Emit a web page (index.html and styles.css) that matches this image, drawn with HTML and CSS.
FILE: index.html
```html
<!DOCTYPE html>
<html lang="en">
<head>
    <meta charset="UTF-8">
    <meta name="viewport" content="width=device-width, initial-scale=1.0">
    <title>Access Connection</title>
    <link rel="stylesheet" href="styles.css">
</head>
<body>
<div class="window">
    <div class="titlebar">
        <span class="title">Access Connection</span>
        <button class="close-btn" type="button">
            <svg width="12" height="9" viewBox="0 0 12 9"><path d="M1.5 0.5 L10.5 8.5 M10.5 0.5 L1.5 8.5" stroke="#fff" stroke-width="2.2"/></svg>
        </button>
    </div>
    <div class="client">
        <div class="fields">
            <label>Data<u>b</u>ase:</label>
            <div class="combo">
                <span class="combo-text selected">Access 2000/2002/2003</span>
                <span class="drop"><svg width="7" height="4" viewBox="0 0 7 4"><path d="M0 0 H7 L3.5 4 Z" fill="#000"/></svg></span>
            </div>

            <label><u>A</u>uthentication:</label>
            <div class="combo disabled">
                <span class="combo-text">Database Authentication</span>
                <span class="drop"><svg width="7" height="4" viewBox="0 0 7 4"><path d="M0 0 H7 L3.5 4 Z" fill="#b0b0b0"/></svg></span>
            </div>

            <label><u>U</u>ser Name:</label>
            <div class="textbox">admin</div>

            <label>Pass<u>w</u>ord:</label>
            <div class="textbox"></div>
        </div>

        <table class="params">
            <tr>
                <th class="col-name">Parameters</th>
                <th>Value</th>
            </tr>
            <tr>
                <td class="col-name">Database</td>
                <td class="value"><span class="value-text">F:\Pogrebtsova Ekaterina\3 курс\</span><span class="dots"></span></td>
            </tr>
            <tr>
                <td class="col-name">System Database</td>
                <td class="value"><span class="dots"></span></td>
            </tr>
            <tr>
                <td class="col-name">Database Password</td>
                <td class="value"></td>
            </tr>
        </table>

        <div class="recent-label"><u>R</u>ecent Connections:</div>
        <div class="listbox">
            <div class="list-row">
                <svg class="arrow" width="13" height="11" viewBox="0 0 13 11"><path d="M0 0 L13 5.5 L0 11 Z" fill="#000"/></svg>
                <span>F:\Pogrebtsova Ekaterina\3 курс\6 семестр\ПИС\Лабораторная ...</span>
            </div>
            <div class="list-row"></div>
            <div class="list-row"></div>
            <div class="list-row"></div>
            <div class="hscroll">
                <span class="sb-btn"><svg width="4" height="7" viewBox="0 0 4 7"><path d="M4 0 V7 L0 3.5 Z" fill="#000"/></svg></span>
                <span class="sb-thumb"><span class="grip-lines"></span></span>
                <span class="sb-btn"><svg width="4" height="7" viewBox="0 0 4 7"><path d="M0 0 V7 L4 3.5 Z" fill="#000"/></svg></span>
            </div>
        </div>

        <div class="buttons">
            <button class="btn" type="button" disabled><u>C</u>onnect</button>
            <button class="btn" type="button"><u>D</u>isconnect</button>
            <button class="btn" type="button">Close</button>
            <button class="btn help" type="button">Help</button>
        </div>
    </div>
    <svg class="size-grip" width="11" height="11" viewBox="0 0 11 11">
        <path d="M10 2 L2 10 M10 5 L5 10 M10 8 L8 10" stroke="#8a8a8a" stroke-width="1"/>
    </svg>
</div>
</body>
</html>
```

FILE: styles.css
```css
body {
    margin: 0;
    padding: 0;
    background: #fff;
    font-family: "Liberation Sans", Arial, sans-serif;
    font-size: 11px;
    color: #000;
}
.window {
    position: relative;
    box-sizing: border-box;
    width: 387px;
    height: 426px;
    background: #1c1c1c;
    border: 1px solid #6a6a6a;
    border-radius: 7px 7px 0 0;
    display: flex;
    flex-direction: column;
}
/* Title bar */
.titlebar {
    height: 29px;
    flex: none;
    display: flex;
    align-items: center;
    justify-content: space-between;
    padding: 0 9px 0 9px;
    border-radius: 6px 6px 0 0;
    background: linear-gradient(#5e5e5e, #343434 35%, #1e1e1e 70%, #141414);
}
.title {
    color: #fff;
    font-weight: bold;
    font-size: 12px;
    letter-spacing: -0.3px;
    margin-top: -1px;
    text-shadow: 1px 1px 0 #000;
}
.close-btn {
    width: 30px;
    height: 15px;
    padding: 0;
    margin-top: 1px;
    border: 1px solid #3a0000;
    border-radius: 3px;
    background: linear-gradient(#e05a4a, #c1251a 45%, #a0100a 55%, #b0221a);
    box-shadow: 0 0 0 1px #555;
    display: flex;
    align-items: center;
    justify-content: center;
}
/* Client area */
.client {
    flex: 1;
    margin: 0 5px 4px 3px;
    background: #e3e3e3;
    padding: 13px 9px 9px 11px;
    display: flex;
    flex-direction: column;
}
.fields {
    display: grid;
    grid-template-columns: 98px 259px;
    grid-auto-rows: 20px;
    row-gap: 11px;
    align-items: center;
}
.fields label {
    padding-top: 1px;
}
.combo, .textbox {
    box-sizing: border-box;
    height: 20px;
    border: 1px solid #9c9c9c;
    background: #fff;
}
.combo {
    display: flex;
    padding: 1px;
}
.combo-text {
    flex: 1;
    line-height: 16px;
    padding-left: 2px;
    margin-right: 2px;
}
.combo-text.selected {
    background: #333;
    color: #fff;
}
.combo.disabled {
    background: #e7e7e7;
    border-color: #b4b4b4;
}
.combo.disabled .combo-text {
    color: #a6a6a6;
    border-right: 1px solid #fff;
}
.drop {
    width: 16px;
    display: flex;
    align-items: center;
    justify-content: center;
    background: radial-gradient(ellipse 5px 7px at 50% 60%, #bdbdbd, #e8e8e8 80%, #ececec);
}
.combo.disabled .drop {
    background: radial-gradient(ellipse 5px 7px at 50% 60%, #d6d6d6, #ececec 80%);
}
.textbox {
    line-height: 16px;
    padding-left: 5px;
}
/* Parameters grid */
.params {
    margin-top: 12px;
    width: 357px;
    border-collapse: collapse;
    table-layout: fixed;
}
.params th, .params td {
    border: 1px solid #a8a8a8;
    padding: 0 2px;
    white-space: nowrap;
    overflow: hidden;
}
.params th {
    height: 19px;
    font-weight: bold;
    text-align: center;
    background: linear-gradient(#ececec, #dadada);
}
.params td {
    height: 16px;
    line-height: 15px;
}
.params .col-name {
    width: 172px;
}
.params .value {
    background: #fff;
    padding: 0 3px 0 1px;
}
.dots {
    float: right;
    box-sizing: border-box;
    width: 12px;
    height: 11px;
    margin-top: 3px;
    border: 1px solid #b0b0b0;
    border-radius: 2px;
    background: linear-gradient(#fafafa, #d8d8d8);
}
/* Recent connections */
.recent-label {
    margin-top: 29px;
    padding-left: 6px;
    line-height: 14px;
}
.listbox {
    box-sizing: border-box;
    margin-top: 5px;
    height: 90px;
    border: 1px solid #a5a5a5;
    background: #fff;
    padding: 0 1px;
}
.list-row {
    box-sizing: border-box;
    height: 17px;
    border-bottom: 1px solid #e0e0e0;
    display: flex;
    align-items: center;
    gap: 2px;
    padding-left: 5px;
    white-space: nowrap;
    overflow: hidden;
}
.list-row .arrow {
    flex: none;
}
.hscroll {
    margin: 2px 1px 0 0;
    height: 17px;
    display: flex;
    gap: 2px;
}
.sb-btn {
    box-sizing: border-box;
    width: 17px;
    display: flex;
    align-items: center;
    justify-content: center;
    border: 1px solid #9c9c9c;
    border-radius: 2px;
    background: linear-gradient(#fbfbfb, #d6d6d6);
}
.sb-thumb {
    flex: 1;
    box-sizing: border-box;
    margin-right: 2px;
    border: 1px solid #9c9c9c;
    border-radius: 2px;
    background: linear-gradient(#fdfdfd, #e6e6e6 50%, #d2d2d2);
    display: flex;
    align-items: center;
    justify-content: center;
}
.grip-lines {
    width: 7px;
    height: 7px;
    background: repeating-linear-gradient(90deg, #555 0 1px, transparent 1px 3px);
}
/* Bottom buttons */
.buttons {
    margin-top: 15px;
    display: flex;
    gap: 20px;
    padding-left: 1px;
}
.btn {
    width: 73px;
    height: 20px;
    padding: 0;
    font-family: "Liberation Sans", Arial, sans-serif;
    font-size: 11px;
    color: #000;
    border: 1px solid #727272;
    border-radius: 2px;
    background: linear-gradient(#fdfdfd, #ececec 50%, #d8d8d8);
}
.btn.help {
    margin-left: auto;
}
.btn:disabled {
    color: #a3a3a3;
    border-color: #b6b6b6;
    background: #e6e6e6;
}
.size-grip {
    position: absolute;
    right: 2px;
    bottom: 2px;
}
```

Aim of the exercise: Copy every line of the listing that contains the word "index".

Reply:
Emit a web page (index.html and styles.css) that matches this image, drawn with HTML and CSS.
FILE: index.html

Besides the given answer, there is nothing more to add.